+++ DATA SHOWN +++

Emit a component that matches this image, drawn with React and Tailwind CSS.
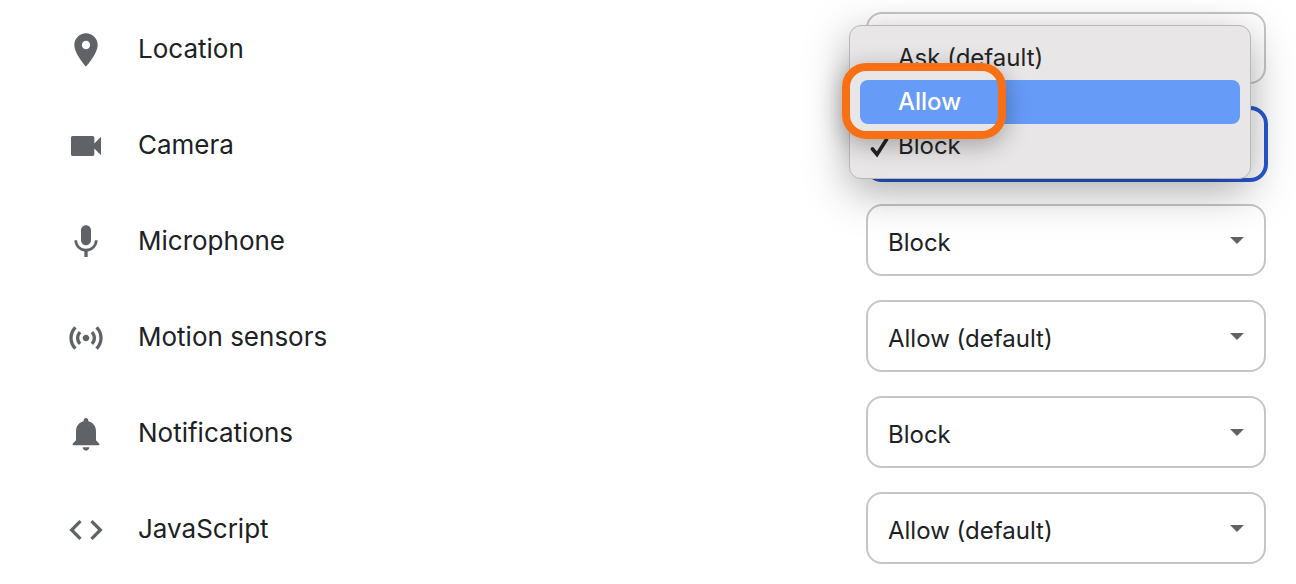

+++
+++ DATA SHOWN +++

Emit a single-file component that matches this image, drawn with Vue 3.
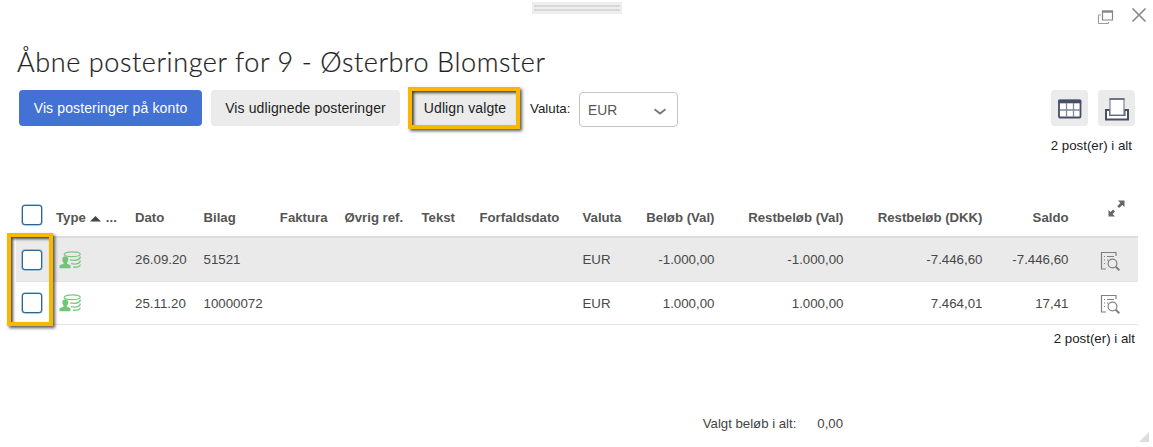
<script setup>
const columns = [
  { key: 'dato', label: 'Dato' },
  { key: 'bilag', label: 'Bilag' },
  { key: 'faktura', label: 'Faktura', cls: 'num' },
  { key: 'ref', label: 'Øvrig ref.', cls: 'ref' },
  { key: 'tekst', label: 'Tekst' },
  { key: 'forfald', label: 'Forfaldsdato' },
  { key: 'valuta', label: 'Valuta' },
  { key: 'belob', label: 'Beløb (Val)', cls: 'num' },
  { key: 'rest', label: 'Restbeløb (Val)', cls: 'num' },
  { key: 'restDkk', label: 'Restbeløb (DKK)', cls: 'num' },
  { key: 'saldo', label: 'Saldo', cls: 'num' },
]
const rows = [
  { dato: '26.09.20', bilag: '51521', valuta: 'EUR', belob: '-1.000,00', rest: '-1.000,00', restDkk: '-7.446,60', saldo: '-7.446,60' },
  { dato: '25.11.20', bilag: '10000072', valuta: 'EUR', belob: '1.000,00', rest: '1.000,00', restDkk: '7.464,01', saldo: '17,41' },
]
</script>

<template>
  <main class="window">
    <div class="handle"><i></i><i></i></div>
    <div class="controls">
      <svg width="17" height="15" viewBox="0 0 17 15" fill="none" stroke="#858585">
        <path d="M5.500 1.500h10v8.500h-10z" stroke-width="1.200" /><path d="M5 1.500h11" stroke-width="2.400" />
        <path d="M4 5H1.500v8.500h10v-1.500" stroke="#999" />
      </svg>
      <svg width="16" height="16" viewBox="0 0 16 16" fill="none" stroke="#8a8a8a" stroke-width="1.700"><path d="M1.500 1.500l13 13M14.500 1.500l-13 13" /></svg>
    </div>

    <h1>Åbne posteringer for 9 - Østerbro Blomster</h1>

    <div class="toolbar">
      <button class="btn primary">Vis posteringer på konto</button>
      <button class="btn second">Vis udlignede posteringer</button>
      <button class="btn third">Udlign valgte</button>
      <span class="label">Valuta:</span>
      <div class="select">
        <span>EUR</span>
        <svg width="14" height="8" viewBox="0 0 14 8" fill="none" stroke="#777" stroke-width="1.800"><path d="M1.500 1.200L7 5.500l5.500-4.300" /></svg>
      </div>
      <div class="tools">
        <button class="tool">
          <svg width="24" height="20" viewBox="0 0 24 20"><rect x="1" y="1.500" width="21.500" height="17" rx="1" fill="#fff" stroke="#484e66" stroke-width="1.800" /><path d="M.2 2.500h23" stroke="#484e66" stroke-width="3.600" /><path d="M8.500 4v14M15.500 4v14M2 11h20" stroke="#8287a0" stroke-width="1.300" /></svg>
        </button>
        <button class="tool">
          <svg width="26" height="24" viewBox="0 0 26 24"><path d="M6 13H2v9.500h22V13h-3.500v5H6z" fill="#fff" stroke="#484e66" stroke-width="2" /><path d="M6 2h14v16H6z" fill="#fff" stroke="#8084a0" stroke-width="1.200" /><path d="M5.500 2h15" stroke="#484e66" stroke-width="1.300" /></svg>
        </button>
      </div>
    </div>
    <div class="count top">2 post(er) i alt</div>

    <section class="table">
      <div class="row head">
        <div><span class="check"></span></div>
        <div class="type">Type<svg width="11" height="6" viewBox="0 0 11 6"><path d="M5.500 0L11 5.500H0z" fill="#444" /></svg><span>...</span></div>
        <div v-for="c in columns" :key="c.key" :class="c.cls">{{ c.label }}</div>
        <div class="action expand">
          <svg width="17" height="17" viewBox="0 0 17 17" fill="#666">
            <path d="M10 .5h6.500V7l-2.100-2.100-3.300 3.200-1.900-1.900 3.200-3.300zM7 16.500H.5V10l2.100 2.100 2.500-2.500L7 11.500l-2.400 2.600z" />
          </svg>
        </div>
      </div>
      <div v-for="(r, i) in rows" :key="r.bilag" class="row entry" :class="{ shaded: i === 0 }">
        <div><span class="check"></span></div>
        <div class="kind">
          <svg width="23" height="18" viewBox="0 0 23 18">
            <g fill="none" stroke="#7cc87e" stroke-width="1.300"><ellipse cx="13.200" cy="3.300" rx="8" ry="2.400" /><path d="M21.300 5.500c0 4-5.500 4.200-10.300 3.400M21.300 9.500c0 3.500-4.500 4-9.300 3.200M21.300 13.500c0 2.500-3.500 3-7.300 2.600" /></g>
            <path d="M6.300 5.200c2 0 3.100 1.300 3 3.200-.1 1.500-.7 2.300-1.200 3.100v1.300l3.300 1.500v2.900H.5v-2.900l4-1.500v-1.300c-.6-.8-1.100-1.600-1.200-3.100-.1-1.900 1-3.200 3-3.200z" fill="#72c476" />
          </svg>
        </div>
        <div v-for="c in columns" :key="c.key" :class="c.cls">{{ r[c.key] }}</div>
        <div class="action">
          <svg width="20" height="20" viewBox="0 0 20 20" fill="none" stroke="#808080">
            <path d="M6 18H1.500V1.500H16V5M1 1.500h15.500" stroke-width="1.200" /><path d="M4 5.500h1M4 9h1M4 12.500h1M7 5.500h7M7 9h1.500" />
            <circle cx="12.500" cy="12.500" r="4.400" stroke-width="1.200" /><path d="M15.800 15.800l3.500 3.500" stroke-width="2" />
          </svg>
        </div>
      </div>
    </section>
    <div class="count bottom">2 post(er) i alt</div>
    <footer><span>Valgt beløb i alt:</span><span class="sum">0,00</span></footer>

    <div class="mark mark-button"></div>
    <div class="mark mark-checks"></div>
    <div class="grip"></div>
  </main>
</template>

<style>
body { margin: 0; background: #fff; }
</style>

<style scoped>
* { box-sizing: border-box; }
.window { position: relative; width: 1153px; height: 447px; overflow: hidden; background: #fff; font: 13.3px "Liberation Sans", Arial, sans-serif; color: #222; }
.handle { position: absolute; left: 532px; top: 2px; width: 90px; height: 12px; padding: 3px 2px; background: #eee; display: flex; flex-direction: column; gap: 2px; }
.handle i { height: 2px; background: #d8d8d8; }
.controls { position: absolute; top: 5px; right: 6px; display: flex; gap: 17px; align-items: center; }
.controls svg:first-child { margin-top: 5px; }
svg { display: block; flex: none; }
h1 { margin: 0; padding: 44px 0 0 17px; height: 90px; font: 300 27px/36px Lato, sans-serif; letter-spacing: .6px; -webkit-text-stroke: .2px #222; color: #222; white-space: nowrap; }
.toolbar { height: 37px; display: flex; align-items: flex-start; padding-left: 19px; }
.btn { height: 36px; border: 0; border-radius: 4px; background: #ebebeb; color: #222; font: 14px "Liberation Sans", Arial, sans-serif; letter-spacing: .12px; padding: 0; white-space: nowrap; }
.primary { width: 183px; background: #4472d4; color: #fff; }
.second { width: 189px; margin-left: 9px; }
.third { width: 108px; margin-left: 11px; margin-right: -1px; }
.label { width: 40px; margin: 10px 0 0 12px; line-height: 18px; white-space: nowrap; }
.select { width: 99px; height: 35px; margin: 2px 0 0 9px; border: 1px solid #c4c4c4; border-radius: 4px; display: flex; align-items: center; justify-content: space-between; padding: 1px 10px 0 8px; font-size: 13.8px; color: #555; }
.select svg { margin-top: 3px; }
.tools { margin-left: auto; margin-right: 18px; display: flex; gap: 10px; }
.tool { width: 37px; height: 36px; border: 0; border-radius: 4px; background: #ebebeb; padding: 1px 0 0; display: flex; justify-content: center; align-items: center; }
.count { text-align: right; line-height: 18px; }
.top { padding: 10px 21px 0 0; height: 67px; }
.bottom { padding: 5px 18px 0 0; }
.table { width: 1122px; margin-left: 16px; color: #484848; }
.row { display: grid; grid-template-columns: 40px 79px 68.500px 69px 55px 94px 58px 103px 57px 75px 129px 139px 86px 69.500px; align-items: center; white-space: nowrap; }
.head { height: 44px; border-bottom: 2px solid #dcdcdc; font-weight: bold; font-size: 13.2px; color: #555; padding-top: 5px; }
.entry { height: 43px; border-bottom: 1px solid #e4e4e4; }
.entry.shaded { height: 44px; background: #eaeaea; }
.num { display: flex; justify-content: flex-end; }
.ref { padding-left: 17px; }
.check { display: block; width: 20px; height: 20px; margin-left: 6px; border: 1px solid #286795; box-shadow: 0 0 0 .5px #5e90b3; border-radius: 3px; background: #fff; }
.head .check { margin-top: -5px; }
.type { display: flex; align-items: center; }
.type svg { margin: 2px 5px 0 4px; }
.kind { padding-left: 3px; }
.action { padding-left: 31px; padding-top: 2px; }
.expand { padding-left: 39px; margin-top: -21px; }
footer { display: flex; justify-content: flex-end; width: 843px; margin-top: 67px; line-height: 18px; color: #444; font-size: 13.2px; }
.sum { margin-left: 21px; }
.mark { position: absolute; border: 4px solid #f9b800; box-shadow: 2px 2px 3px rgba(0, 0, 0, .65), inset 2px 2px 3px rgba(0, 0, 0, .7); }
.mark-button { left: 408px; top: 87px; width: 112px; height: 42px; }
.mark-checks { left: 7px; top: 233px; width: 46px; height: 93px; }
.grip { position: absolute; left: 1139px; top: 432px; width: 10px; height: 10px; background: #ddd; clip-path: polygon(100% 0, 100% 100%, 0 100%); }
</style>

+++
+++ DATA SHOWN +++

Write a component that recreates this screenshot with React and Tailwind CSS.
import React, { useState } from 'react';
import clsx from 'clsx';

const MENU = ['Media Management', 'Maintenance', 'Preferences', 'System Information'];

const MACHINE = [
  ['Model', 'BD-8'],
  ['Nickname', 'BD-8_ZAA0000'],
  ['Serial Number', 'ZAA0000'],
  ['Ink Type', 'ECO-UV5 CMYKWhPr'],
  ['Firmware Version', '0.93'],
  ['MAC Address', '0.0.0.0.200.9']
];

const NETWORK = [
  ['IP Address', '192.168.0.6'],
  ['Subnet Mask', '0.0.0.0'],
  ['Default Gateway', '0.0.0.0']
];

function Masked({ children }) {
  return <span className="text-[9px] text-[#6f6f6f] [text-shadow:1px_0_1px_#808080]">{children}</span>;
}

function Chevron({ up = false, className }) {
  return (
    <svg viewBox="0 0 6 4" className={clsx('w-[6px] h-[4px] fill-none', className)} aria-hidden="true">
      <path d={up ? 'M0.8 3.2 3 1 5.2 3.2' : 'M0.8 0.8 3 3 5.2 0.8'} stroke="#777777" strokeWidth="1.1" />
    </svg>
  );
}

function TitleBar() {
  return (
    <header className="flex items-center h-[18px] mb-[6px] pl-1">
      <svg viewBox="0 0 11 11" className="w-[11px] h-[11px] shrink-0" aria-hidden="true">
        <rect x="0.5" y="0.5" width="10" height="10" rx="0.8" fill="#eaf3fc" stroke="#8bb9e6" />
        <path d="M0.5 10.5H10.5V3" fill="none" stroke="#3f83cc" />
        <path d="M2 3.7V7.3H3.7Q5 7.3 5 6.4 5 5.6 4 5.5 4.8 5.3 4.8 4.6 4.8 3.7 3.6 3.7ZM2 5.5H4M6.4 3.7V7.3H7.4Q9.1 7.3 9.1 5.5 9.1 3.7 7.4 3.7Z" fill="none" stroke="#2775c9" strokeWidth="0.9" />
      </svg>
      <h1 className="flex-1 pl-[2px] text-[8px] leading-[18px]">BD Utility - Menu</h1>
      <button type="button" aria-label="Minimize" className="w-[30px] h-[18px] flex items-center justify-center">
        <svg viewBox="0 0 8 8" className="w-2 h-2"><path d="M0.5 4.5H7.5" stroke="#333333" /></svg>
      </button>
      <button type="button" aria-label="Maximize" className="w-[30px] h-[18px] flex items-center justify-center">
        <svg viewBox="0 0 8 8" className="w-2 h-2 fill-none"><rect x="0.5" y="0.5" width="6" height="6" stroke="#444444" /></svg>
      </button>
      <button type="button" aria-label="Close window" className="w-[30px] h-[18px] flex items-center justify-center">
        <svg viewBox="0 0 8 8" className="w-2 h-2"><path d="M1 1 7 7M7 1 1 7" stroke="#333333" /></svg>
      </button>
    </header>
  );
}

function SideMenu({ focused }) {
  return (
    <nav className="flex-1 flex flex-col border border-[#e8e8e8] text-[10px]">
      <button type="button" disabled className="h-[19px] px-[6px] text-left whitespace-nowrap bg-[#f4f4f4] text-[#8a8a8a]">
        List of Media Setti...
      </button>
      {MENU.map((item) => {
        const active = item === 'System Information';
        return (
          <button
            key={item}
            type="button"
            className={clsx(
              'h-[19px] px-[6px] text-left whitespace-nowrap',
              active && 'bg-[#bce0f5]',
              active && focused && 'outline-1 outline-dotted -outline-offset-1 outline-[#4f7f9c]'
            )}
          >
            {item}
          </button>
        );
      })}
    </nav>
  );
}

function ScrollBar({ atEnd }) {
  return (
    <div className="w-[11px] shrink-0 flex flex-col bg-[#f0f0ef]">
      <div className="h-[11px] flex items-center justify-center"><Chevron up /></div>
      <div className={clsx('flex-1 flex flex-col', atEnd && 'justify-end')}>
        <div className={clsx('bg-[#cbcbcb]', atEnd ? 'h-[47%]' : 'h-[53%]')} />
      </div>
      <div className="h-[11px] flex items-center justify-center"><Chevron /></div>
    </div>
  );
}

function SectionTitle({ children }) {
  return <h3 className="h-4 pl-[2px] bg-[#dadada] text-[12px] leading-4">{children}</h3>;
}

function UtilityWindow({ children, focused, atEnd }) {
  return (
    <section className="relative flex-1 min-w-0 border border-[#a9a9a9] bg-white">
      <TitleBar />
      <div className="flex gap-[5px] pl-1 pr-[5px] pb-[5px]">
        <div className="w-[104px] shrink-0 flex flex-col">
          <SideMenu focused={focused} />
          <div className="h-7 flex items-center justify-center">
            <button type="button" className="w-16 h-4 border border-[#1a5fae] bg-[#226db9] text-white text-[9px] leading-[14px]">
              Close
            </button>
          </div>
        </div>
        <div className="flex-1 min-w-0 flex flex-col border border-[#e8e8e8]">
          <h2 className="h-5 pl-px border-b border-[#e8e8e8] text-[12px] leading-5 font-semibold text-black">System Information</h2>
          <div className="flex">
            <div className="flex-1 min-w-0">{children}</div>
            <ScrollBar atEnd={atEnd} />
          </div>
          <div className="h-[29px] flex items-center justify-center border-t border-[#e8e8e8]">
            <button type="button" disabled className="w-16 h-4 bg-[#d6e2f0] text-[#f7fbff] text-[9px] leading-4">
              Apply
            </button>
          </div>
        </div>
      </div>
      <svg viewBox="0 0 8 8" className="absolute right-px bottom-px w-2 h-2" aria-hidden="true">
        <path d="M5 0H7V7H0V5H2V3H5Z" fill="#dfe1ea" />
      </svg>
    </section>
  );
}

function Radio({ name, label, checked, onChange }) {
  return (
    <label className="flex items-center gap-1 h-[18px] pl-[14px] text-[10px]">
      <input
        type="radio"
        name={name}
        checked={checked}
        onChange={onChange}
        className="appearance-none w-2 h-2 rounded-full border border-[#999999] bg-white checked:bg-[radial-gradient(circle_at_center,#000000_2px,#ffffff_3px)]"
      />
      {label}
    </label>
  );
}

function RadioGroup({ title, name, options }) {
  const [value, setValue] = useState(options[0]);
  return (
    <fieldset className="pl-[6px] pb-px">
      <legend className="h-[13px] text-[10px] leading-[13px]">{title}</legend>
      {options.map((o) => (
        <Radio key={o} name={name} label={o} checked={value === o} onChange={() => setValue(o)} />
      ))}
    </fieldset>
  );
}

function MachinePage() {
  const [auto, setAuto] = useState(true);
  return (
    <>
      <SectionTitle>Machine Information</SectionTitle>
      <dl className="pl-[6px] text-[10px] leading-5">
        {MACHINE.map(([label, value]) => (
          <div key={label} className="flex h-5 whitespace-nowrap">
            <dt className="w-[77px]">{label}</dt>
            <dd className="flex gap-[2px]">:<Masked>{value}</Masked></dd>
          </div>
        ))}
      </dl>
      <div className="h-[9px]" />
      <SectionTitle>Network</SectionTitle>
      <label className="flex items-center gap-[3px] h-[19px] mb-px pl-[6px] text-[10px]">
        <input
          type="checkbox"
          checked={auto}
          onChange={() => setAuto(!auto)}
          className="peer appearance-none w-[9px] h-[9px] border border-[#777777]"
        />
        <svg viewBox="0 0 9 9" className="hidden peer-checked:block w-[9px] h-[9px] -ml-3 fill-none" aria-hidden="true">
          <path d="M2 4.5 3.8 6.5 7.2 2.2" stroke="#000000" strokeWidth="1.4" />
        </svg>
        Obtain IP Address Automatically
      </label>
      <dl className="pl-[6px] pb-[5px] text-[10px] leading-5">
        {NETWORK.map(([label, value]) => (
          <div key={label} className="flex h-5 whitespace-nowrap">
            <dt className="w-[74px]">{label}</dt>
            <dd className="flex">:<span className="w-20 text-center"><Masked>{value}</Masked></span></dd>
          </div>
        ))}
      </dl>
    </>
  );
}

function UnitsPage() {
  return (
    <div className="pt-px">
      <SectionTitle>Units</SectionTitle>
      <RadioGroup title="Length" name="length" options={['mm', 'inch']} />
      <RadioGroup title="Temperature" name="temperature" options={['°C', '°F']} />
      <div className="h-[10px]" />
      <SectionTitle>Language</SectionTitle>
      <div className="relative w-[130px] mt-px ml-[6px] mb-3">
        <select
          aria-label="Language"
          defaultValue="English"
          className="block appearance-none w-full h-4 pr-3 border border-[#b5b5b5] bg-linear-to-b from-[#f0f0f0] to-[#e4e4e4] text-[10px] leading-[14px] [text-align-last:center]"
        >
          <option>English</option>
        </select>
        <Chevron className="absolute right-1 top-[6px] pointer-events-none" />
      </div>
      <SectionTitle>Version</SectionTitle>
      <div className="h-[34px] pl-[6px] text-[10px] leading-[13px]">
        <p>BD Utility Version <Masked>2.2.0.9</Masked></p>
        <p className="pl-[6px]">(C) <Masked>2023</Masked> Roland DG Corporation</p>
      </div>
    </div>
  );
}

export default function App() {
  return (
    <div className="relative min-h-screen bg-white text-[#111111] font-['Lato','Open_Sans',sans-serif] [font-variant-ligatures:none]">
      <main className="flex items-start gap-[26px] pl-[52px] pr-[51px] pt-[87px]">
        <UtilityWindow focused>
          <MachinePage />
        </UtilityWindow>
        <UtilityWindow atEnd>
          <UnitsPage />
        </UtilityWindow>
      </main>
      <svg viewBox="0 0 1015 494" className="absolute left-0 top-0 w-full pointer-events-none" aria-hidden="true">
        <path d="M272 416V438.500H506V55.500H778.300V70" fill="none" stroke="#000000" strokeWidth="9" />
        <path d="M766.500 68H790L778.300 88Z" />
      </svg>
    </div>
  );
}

+++

#### SHORT TASK:
Work out the number of lines in this listing that include the word "React". Reply with that number only.

#### RESPONSE:
3